Eighty percent of Massachusetts' hospitals were in the black last year, although their finances declined slightly compared to 2014, according to a new report (.pdf) issued by the state's Center for Health Information and Analysis.
The report noted that 52 of the state's 65 acute care hospitals reported total positive profit margins in 2015. The median total margin was 3.7 percent last year, compared to 4.2 percent in 2014. Winchester Hospital had the highest margin, at 15.9 percent. Statewide operating margin was was 3 percent last year, an improvement from 2.4 percent in 2014.

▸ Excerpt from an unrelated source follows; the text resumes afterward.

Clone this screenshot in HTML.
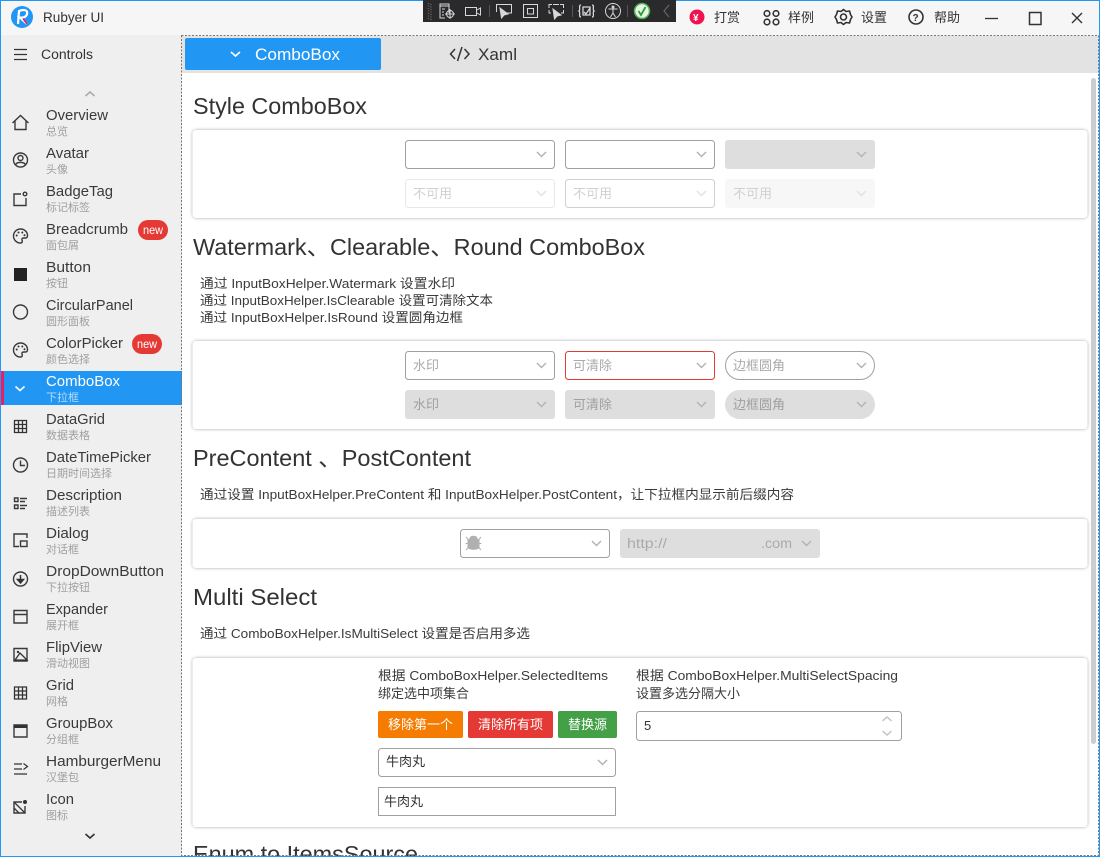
<!DOCTYPE html>
<html lang="zh">
<head>
<meta charset="utf-8">
<title>Rubyer UI</title>
<style>
html,body{margin:0;padding:0;background:#fff;width:1100px;height:857px;overflow:hidden}
svg{display:block}
text{font-family:"Liberation Sans","Noto Sans CJK SC",sans-serif;fill:#333}
.t{font-size:15px;fill:#3a3a3a}
.s{font-size:11px;fill:#a0a0a0}
.h{font-size:23px;fill:#333}
.d{font-size:13px;fill:#3a3a3a}
.p{font-size:13px;fill:#aaa}
.m{font-size:13px;fill:#333}
.i{fill:none;stroke:#3a3a3a;stroke-width:1.4}
</style>
</head>
<body>
<svg width="1100" height="857" viewBox="0 0 1100 857" xmlns="http://www.w3.org/2000/svg">
<defs>
<filter id="sh" x="-3%" y="-15%" width="106%" height="130%"><feDropShadow dx="0" dy="0" stdDeviation="1.5" flood-color="#000" flood-opacity=".35"/></filter>
<path id="chev" d="M-4.5 -2.5 L0 2 L4.5 -2.5" fill="none" stroke="#b4b4b4" stroke-width="1.5"/>
<path id="chevl" d="M-4.5 -2.5 L0 2 L4.5 -2.5" fill="none" stroke="#e2e2e2" stroke-width="1.5"/>
<g id="pal"><path d="M0 -7 A7 7 0 1 0 0 7 C2 7 2 5 1.5 4 C1 2.5 2 2 3.5 2 H5 C6.500 2 7 1 7 -.5 C7 -4 4 -7 0 -7Z" class="i"/><circle cx="-3.800" cy="-.5" r="1" fill="#333"/><circle cx="-2" cy="-3.500" r="1" fill="#333"/><circle cx="1.800" cy="-3.500" r="1" fill="#333"/><circle cx="4" cy="-.8" r="1" fill="#333"/></g>
<path id="grid" d="M0 0H12V12H0Z M0 4H12 M0 8H12 M4 0V12 M8 0V12" fill="none" stroke="#333" stroke-width="1.300"/>
</defs>

<!-- window -->
<rect width="1100" height="857" fill="#f6f6f6"/>
<rect x="1" y="35" width="181" height="821" fill="#efefef"/>
<rect x="182" y="36" width="917" height="820" fill="#fff"/>
<rect x="182" y="36" width="917" height="37" fill="#e3e3e3"/>

<!-- title bar left -->
<circle cx="22" cy="17" r="11" fill="#2196f3"/>
<path d="M18 24 L19 11 C24 9 28 10 27 14 C26.500 17 23 18 20 17.500 L27 24" fill="none" stroke="#fff" stroke-width="2.200"/>
<path d="M23 18.500 L27 24" stroke="#e91e63" stroke-width="1.500" fill="none"/>
<text x="43" y="22" font-size="14" textLength="61" lengthAdjust="spacingAndGlyphs">Rubyer UI</text>

<!-- dark toolbar -->
<rect x="423" y="0" width="253" height="22" fill="#2a2a2c"/>
<path d="M428.500 3V20 M431 4V20" stroke="#666" stroke-width="1.500" stroke-dasharray="1 1.500" fill="none"/>
<g fill="none" stroke="#d8d8d8" stroke-width="1">
<path d="M449 13V4H440V18H445 M440 6H449 M442 9H445 M442 12H444 M442 15H444"/>
<circle cx="450" cy="14" r="3.500"/><path d="M450 9V19 M445 14H455"/>
<rect x="465.500" y="7.500" width="11" height="8"/><path d="M477 10L480.500 8V15L477 13"/>
<path d="M489.500 5V17" stroke="#555"/>
<path d="M496.500 12V4.500H511.500V13H507"/>
<path d="M500 8L501.500 18L504 15L508 14Z" fill="#d8d8d8"/>
<rect x="523.500" y="4.500" width="14" height="13"/><rect x="527.500" y="8.500" width="6" height="5.500"/>
<path d="M549 8V4.500H552 M560 4.500H563.500V8 M549 10V13H551 M561 13H563.500V10 M553 4.500H559"/>
<path d="M553 9L554.500 19L557 16L561 15Z" fill="#d8d8d8"/>
<path d="M572.500 5V17" stroke="#555"/>
<path d="M581 5C578 5 581 10 579 11C581 12 578 17 581 17 M592 5C595 5 592 10 594 11C592 12 595 17 592 17" stroke-width="1.300"/>
<path d="M583 7H590V15H583Z M584 12L586 14L590 8" stroke-width="1.300"/>
<circle cx="613" cy="11" r="7.500"/>
<circle cx="613" cy="7" r="1" fill="#d8d8d8"/>
<path d="M608.500 9H617.500 M613 9V13 M613 13L610.500 17 M613 13L615.500 17"/>
<path d="M627.500 5V17" stroke="#555"/>
</g>
<circle cx="642" cy="11" r="7.500" fill="#e6f5e6" stroke="#4caf50" stroke-width="1.500"/>
<path d="M638.500 11L641 15L645.500 7" fill="none" stroke="#2e9e3a" stroke-width="1.800"/>
<path d="M669 5L664 11L669 17" fill="none" stroke="#666" stroke-width="1.200"/>

<!-- title bar right -->
<circle cx="697" cy="17" r="7.500" fill="#f0134f"/>
<text x="693" y="21" style="fill:#fff;font-weight:bold" font-size="10">¥</text>
<text x="714" y="22" font-size="13">打赏</text>
<g fill="none" stroke="#333" stroke-width="1.600">
<circle cx="767" cy="13.500" r="2.800"/><circle cx="776" cy="13.500" r="2.800"/><circle cx="767" cy="22" r="2.800"/><circle cx="776" cy="22" r="2.800"/>
<path d="M843.500 9.500L846 11.500L849.500 11L850.500 14.500L852 17L850.500 19.500L849.500 23L846 22.500L843.500 24.500L841 22.500L837.500 23L836.500 19.500L835 17L836.500 14.500L837.500 11L841 11.500Z" stroke-linejoin="round"/><circle cx="843.500" cy="17" r="3"/>
<circle cx="916" cy="17" r="7"/>
</g>
<text x="788" y="22" font-size="13">样例</text>
<text x="861" y="22" font-size="13">设置</text>
<text x="912.500" y="21" font-size="10" style="font-weight:bold">?</text>
<text x="934" y="22" font-size="13">帮助</text>
<path d="M985 18.500H998" stroke="#333" stroke-width="1.300"/>
<rect x="1029.500" y="12.500" width="11.500" height="12" fill="none" stroke="#333" stroke-width="1.500"/>
<path d="M1072 13L1082 23 M1082 13L1072 23" stroke="#333" stroke-width="1.400"/>

<!-- sidebar header -->
<path d="M14 49.500H27 M14 54.500H27 M14 59.500H27" stroke="#333" stroke-width="1.300"/>
<text x="41" y="59" font-size="13.500" textLength="52" lengthAdjust="spacingAndGlyphs">Controls</text>
<path d="M85.500 96L90 92L94.500 96" fill="none" stroke="#aaa" stroke-width="1.600"/>

<!-- selected -->
<rect x="1" y="371" width="181" height="34" fill="#2196f3"/>
<rect x="1" y="371" width="3" height="34" fill="#e91e63"/>

<!-- sidebar items -->
<text class="t" x="46" y="120" textLength="62" lengthAdjust="spacingAndGlyphs">Overview</text><text class="s" x="46" y="135">总览</text>
<text class="t" x="46" y="158" textLength="43" lengthAdjust="spacingAndGlyphs">Avatar</text><text class="s" x="46" y="173">头像</text>
<text class="t" x="46" y="196" textLength="67" lengthAdjust="spacingAndGlyphs">BadgeTag</text><text class="s" x="46" y="211">标记标签</text>
<text class="t" x="46" y="234" textLength="82" lengthAdjust="spacingAndGlyphs">Breadcrumb</text><text class="s" x="46" y="249">面包屑</text>
<text class="t" x="46" y="272" textLength="45" lengthAdjust="spacingAndGlyphs">Button</text><text class="s" x="46" y="287">按钮</text>
<text class="t" x="46" y="310" textLength="87" lengthAdjust="spacingAndGlyphs">CircularPanel</text><text class="s" x="46" y="325">圆形面板</text>
<text class="t" x="46" y="348" textLength="77" lengthAdjust="spacingAndGlyphs">ColorPicker</text><text class="s" x="46" y="363">颜色选择</text>
<text class="t" x="46" y="386" textLength="74" lengthAdjust="spacingAndGlyphs" style="fill:#fff">ComboBox</text><text class="s" x="46" y="401" style="fill:#b7dcfa">下拉框</text>
<text class="t" x="46" y="424" textLength="59" lengthAdjust="spacingAndGlyphs">DataGrid</text><text class="s" x="46" y="439">数据表格</text>
<text class="t" x="46" y="462" textLength="105" lengthAdjust="spacingAndGlyphs">DateTimePicker</text><text class="s" x="46" y="477">日期时间选择</text>
<text class="t" x="46" y="500" textLength="76" lengthAdjust="spacingAndGlyphs">Description</text><text class="s" x="46" y="515">描述列表</text>
<text class="t" x="46" y="538" textLength="43" lengthAdjust="spacingAndGlyphs">Dialog</text><text class="s" x="46" y="553">对话框</text>
<text class="t" x="46" y="576" textLength="118" lengthAdjust="spacingAndGlyphs">DropDownButton</text><text class="s" x="46" y="591">下拉按钮</text>
<text class="t" x="46" y="614" textLength="62" lengthAdjust="spacingAndGlyphs">Expander</text><text class="s" x="46" y="629">展开框</text>
<text class="t" x="46" y="652" textLength="56" lengthAdjust="spacingAndGlyphs">FlipView</text><text class="s" x="46" y="667">滑动视图</text>
<text class="t" x="46" y="690" textLength="28" lengthAdjust="spacingAndGlyphs">Grid</text><text class="s" x="46" y="705">网格</text>
<text class="t" x="46" y="728" textLength="67" lengthAdjust="spacingAndGlyphs">GroupBox</text><text class="s" x="46" y="743">分组框</text>
<text class="t" x="46" y="766" textLength="115" lengthAdjust="spacingAndGlyphs">HamburgerMenu</text><text class="s" x="46" y="781">汉堡包</text>
<text class="t" x="46" y="804" textLength="28" lengthAdjust="spacingAndGlyphs">Icon</text><text class="s" x="46" y="819">图标</text>

<!-- badges -->
<rect x="138" y="220" width="30" height="20" rx="10" fill="#e53935"/>
<text x="143" y="234" font-size="12" style="fill:#fff" textLength="20" lengthAdjust="spacingAndGlyphs">new</text>
<rect x="132" y="334" width="30" height="20" rx="10" fill="#e53935"/>
<text x="137" y="348" font-size="12" style="fill:#fff" textLength="20" lengthAdjust="spacingAndGlyphs">new</text>

<!-- sidebar icons -->
<path class="i" d="M12.500 123L20.500 115.500L28.500 123 M15 120.500V129.500H26V120.500"/>
<g class="i"><circle cx="20.500" cy="160" r="7"/><circle cx="20.500" cy="158" r="2.500"/><path d="M15.500 165C16.500 161.500 24.500 161.500 25.500 165"/></g>
<path class="i" d="M21 194H14V205.500H26V198"/><circle class="i" cx="25" cy="194" r="1.800"/>
<use href="#pal" x="20.500" y="236"/>
<rect x="14" y="268" width="13" height="13" fill="#222"/>
<circle class="i" cx="20.500" cy="312" r="7"/>
<use href="#pal" x="20.500" y="350"/>
<path d="M15.500 386.500L20 390.500L24.500 386.500" fill="none" stroke="#fff" stroke-width="1.600"/>
<use href="#grid" x="14.500" y="420.500"/>
<g class="i"><circle cx="20.500" cy="465" r="7"/><path d="M20.500 460.500V465.500H25"/></g>
<path class="i" d="M14.500 498H18V501.500H14.500Z M14.500 505H18V508.500H14.500Z M20 498.500H27 M20 501.500H25 M20 505.500H27 M20 508.500H25" stroke-width="1.300"/>
<path class="i" d="M27 538V534H14V546.500H19"/><rect class="i" x="20.500" y="541" width="6.500" height="5.500"/>
<g class="i"><circle cx="20.500" cy="579" r="7"/></g><path d="M20.500 575V580 M17.500 579.500L20.500 583L23.500 579.500Z" stroke="#333" stroke-width="1.500" fill="#333"/>
<path class="i" d="M14 610.500H27V623H14Z M14 614.500H27"/>
<path class="i" d="M14 648.500H27V661H14Z"/><path d="M15 660L20 653L27 660Z" fill="none" stroke="#333" stroke-width="1.300"/><circle cx="18" cy="652" r="1.200" fill="#333"/>
<use href="#grid" x="14.500" y="687"/>
<path class="i" d="M14 725H27V737H14Z"/><rect x="14" y="724.500" width="13" height="3.500" fill="#333"/>
<path d="M14 764H22 M14 769H22 M14 774H27 M23.500 763.500L27.500 766.500L23.500 769.500" fill="none" stroke="#333" stroke-width="1.200"/>
<path class="i" d="M22 802H14V813H25V806 M14 802L25 813 M14 808L19 813"/><circle cx="25" cy="802" r="2" fill="#333"/>
<path d="M85.500 834L90 838L94.500 834" fill="none" stroke="#333" stroke-width="1.600"/>

<!-- tabs -->
<rect x="185" y="38" width="196" height="32" rx="2" fill="#2196f3"/>
<path d="M231 52L235.500 56L240 52" fill="none" stroke="#fff" stroke-width="1.600"/>
<text x="255" y="60" font-size="17" style="fill:#fff" textLength="85" lengthAdjust="spacingAndGlyphs">ComboBox</text>
<path d="M455 49L450.500 54L455 59 M464.500 49L469 54L464.500 59 M462 47L457.500 61" fill="none" stroke="#333" stroke-width="1.500"/>
<text x="478" y="60" font-size="17" textLength="39" lengthAdjust="spacingAndGlyphs">Xaml</text>

<!-- scrollbar -->
<rect x="1091" y="78" width="5" height="666" rx="2.500" fill="#cdcdcd"/>

<!-- headings -->
<text class="h" x="193" y="114" textLength="174" lengthAdjust="spacingAndGlyphs">Style ComboBox</text>
<text class="h" x="193" y="255" textLength="452" lengthAdjust="spacingAndGlyphs">Watermark、Clearable、Round ComboBox</text>
<text class="h" x="193" y="466" textLength="278" lengthAdjust="spacingAndGlyphs">PreContent 、PostContent</text>
<text class="h" x="193" y="605" textLength="124" lengthAdjust="spacingAndGlyphs">Multi Select</text>
<text class="h" x="193" y="862" textLength="225" lengthAdjust="spacingAndGlyphs">Enum to ItemsSource</text>

<!-- descriptions -->
<text class="d" x="200" y="288" textLength="255" lengthAdjust="spacingAndGlyphs">通过 InputBoxHelper.Watermark 设置水印</text>
<text class="d" x="200" y="305" textLength="293" lengthAdjust="spacingAndGlyphs">通过 InputBoxHelper.IsClearable 设置可清除文本</text>
<text class="d" x="200" y="322" textLength="263" lengthAdjust="spacingAndGlyphs">通过 InputBoxHelper.IsRound 设置圆角边框</text>
<text class="d" x="200" y="499" textLength="594" lengthAdjust="spacingAndGlyphs">通过设置 InputBoxHelper.PreContent 和 InputBoxHelper.PostContent，让下拉框内显示前后缀内容</text>
<text class="d" x="200" y="638" textLength="330" lengthAdjust="spacingAndGlyphs">通过 ComboBoxHelper.IsMultiSelect 设置是否启用多选</text>

<!-- cards -->
<g fill="#fff" filter="url(#sh)">
<rect x="192.500" y="130" width="895" height="88" rx="4"/>
<rect x="192.500" y="341" width="895" height="88" rx="4"/>
<rect x="192.500" y="519" width="895" height="49" rx="4"/>
<rect x="192.500" y="658" width="895" height="169" rx="4"/>
</g>

<!-- card 1 -->
<rect x="405.500" y="140.500" width="149" height="28" rx="3" fill="#fff" stroke="#a0a0a0"/><use href="#chev" x="541.500" y="154.500"/>
<rect x="565.500" y="140.500" width="149" height="28" rx="3" fill="#fff" stroke="#a0a0a0"/><use href="#chev" x="701.500" y="154.500"/>
<rect x="725" y="140" width="150" height="29" rx="3" fill="#dedede"/><use href="#chev" x="861.500" y="154.500"/>
<rect x="405.500" y="179.500" width="149" height="28" rx="3" fill="#fff" stroke="#e8e8e8"/><use href="#chevl" x="541.500" y="193.500"/>
<rect x="565.500" y="179.500" width="149" height="28" rx="3" fill="#fff" stroke="#d0d0d0"/><use href="#chevl" x="701.500" y="193.500"/>
<rect x="725" y="179" width="150" height="29" rx="3" fill="#f7f7f7"/><use href="#chevl" x="861.500" y="193.500"/>
<text class="p" x="413" y="198" style="fill:#d0d0d0">不可用</text>
<text class="p" x="573" y="198" style="fill:#d0d0d0">不可用</text>
<text class="p" x="733" y="198" style="fill:#d0d0d0">不可用</text>

<!-- card 2 -->
<rect x="405.500" y="351.500" width="149" height="28" rx="3" fill="#fff" stroke="#a0a0a0"/><use href="#chev" x="541.500" y="365.500"/>
<rect x="565.500" y="351.500" width="149" height="28" rx="3" fill="#fff" stroke="#e53935"/><use href="#chev" x="701.500" y="365.500"/>
<rect x="725.500" y="351.500" width="149" height="28" rx="14" fill="#fff" stroke="#a0a0a0"/><use href="#chev" x="861.500" y="365.500"/>
<rect x="405" y="390" width="150" height="29" rx="3" fill="#dedede"/><use href="#chev" x="541.500" y="404.500"/>
<rect x="565" y="390" width="150" height="29" rx="3" fill="#dedede"/><use href="#chev" x="701.500" y="404.500"/>
<rect x="725" y="390" width="150" height="29" rx="14.500" fill="#dedede"/><use href="#chev" x="861.500" y="404.500"/>
<text class="p" x="413" y="370">水印</text>
<text class="p" x="573" y="370">可清除</text>
<text class="p" x="733" y="370">边框圆角</text>
<text class="p" x="413" y="409" style="fill:#a0a0a0">水印</text>
<text class="p" x="573" y="409" style="fill:#a0a0a0">可清除</text>
<text class="p" x="733" y="409" style="fill:#a0a0a0">边框圆角</text>

<!-- card 3 -->
<rect x="460.500" y="529.500" width="149" height="28" rx="3" fill="#fff" stroke="#a0a0a0"/><use href="#chev" x="596.500" y="543.500"/>
<path d="M470 538.500C470 535.500 477 535.500 477 538.500Z M468 539.500H479V547C479 550 468 550 468 547Z M466 537L468.500 540 M481 537L478.500 540 M465.500 543.500H481.500 M466 550L468.500 547 M481 550L478.500 547" fill="#b0b0b0" stroke="#b0b0b0" stroke-width="1"/>
<rect x="620" y="529" width="200" height="29" rx="3" fill="#dedede"/><use href="#chev" x="806.500" y="543.500"/>
<text x="627" y="548" font-size="13.500" style="fill:#aaa" textLength="40" lengthAdjust="spacingAndGlyphs">http://</text>
<text x="761" y="548" font-size="13.500" style="fill:#aaa" textLength="31" lengthAdjust="spacingAndGlyphs">.com</text>

<!-- card 4 -->
<text class="d" x="378" y="680" textLength="230" lengthAdjust="spacingAndGlyphs">根据 ComboBoxHelper.SelectedItems</text>
<text class="d" x="378" y="698">绑定选中项集合</text>
<text class="d" x="636" y="680" textLength="262" lengthAdjust="spacingAndGlyphs">根据 ComboBoxHelper.MultiSelectSpacing</text>
<text class="d" x="636" y="698">设置多选分隔大小</text>
<rect x="378" y="711" width="85" height="27" rx="2" fill="#f57c00"/>
<rect x="468" y="711" width="85" height="27" rx="2" fill="#e53935"/>
<rect x="558" y="711" width="59" height="27" rx="2" fill="#43a047"/>
<text x="388" y="729" font-size="13" style="fill:#fff">移除第一个</text>
<text x="478" y="729" font-size="13" style="fill:#fff">清除所有项</text>
<text x="568" y="729" font-size="13" style="fill:#fff">替换源</text>
<rect x="378.500" y="748.500" width="237" height="28" rx="3" fill="#fff" stroke="#a0a0a0"/><use href="#chev" x="602.500" y="762.500"/>
<text class="m" x="386" y="766">牛肉丸</text>
<rect x="378.500" y="787.500" width="237" height="28" fill="#fff" stroke="#a0a0a0"/>
<text class="m" x="384" y="806">牛肉丸</text>
<rect x="636.500" y="711.500" width="265" height="29" rx="3" fill="#fff" stroke="#a0a0a0"/>
<text class="m" x="644" y="730">5</text>
<path d="M882.500 721L887 717L891.500 721 M882.500 731L887 735L891.500 731" fill="none" stroke="#c4c4c4" stroke-width="1.500"/>

<!-- dashed outline and frame -->
<rect x="181.500" y="35.500" width="917" height="820" fill="none" stroke="#777" stroke-dasharray="2 1.500"/>
<rect x="0" y="856" width="1100" height="1" fill="#2196f3"/>
<rect x="0.500" y="0.500" width="1099" height="856" fill="none" stroke="#2196f3"/>
<rect x="423" y="0" width="253" height="1" fill="#2a2a2c"/>
</svg>
</body>
</html>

Liquidity was also mostly unchanged. The median days in accounts receivable was 38 days last year, down from 41 in 2014.
Teaching hospitals remained in the black, but have been hit hard in the past year. Their median total margin was 4.2 percent, slightly higher than the statewide average but far below the median of 8.2 percent in 2014. Cash flow to debt ratio was 21.1 percent, down from 31 percent in 2014.
Nationwide, non-profit hospitals were among the most profitable in the nation, with seven of the 10 most profitable being not-for-profit enterprises. And while the bottom lines of many non-profit hospitals suffered during the Great Recession, most have rebounded nicely in recent years.
But some hospitals and healthcare systems that posted relatively robust numbers still were facing financial issues. Baystate Medical Center in Springfield had a profit margin of 6.7 percent last year. But its parent network, Baystate Health, is facing a $75 million budget gap, Masslive.com reported.
“When you look at these hospitals, you really have to look at the entire system,” Baystate Chief Financial Officer Dennis W. Chalke told MassLive.com. “We look at the total, that is what is important at the end of the day.”